Could you copy every line from the material below in which "this" appears?

The input

- - -

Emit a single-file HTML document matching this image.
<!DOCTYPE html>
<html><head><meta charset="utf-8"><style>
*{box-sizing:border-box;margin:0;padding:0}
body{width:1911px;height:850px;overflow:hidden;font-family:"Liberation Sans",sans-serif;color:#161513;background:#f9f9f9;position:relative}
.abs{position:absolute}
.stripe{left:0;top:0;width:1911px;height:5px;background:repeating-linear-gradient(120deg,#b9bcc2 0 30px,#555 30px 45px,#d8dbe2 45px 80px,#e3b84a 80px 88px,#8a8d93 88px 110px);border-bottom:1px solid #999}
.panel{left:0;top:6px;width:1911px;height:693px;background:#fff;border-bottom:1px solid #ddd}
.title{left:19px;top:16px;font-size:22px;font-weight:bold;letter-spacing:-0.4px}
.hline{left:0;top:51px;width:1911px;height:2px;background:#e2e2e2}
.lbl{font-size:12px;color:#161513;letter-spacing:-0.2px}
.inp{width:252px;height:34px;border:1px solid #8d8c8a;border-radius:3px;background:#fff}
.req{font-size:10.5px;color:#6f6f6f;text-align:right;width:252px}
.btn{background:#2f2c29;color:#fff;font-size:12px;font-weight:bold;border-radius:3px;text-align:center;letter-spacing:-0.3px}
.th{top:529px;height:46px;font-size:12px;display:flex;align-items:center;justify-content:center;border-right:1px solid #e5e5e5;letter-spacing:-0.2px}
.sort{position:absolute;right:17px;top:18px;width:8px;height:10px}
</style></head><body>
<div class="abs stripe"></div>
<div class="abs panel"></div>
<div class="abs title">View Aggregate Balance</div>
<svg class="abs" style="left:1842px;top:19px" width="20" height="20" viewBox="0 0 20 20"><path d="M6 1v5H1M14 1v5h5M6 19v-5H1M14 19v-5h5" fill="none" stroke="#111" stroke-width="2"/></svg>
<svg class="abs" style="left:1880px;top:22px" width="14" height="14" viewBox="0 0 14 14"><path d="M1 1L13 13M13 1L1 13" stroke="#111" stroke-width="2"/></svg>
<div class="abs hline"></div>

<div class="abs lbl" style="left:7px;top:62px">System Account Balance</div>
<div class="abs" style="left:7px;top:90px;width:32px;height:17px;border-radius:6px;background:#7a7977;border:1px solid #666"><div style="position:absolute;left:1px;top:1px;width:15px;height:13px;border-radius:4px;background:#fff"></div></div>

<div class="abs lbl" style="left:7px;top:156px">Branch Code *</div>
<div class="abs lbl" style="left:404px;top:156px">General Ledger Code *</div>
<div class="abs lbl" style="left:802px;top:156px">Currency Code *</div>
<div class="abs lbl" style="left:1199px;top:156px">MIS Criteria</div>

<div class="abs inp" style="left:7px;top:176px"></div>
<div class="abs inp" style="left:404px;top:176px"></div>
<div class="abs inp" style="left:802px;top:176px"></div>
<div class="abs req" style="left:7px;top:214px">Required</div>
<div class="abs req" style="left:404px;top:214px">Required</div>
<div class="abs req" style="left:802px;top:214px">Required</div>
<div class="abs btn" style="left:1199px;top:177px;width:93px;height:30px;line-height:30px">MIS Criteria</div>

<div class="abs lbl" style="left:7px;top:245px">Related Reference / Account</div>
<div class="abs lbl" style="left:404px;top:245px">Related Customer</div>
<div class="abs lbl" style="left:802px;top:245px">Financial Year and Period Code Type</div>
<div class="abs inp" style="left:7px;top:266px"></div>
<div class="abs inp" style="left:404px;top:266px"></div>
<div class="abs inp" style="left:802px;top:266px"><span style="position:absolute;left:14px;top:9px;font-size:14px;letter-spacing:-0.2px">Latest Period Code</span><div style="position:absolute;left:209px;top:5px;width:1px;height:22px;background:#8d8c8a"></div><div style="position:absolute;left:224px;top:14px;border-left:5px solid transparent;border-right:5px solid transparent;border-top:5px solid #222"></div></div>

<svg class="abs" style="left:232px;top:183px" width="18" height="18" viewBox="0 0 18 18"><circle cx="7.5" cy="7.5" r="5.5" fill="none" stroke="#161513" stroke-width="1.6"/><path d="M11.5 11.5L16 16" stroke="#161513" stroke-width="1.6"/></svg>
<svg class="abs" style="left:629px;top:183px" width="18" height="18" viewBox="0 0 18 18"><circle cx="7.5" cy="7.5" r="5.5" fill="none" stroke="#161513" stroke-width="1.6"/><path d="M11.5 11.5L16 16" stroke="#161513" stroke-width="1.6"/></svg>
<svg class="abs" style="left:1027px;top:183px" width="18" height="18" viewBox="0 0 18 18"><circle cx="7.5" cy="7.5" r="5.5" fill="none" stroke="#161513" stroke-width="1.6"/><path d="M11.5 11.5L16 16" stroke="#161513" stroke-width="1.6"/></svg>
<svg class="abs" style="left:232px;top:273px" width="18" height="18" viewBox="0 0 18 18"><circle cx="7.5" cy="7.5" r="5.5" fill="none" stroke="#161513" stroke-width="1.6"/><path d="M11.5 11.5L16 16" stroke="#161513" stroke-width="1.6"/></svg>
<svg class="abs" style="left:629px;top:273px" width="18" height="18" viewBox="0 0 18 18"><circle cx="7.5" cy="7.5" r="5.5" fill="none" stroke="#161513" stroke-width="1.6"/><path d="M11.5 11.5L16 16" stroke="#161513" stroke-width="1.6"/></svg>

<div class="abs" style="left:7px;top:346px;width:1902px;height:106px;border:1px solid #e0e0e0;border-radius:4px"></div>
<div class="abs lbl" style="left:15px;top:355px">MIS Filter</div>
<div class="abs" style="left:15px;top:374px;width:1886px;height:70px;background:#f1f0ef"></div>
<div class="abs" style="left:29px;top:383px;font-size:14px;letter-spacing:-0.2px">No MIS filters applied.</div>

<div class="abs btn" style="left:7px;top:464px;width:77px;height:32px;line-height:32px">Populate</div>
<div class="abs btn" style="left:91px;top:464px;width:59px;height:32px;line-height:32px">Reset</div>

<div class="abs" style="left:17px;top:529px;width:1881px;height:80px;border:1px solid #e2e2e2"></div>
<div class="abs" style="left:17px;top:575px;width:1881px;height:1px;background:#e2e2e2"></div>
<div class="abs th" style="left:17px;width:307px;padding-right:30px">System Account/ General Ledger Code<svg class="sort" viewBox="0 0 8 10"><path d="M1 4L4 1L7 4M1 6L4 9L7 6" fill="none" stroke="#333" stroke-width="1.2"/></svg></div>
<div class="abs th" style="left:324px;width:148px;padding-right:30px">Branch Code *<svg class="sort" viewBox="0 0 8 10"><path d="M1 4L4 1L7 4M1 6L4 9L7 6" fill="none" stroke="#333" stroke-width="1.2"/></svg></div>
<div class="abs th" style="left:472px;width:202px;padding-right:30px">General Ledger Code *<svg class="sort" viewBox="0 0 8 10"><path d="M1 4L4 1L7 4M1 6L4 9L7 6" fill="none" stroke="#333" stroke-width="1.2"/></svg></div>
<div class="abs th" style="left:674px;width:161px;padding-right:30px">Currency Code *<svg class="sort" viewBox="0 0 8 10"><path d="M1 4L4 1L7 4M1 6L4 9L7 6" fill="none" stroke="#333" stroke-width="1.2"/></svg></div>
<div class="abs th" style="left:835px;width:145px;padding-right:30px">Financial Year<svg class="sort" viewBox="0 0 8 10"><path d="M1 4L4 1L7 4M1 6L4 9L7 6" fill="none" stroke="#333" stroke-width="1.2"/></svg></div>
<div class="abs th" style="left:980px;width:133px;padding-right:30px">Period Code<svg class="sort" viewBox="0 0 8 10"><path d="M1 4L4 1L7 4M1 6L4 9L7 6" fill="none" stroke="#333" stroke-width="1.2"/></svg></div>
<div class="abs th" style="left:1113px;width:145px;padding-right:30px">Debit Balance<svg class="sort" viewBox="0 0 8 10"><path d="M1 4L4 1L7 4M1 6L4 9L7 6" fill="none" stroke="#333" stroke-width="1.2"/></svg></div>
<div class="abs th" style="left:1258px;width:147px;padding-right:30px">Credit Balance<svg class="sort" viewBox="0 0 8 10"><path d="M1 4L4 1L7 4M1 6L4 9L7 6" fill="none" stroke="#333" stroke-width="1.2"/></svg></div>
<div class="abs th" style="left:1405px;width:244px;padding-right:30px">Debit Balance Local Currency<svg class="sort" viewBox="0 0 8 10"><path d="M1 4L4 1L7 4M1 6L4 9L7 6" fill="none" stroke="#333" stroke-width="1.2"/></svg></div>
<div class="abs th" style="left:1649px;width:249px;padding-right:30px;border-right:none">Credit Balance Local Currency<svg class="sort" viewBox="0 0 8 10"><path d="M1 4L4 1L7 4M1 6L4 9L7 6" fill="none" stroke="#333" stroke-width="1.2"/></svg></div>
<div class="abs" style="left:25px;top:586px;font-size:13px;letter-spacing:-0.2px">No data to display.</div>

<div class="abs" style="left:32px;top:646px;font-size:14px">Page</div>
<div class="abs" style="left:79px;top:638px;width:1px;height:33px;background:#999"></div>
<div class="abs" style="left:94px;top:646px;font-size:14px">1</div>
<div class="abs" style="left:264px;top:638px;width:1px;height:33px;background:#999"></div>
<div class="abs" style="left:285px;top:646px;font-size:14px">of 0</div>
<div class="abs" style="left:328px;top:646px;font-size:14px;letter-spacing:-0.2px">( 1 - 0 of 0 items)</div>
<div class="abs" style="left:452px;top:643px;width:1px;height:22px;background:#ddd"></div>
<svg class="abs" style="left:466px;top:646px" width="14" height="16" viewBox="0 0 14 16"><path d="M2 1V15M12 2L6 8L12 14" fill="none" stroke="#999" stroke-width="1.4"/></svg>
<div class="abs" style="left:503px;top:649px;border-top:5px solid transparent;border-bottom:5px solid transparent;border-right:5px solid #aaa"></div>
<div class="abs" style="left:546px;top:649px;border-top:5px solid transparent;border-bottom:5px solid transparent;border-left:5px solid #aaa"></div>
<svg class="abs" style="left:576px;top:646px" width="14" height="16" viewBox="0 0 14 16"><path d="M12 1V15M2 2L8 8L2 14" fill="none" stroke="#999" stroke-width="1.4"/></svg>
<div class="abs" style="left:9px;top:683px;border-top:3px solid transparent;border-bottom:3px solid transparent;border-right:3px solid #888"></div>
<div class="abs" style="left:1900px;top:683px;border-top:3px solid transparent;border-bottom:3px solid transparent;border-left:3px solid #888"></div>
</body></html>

- - -

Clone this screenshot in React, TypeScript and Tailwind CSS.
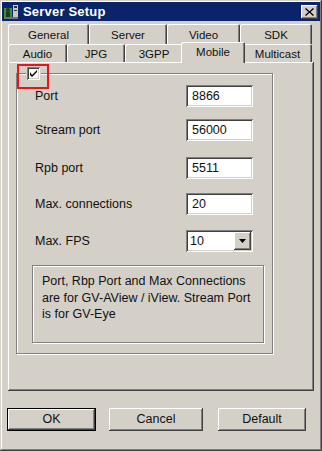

- - -

The output
Emit a single-file HTML document matching this image.
Clone this screenshot in React, TypeScript and Tailwind CSS.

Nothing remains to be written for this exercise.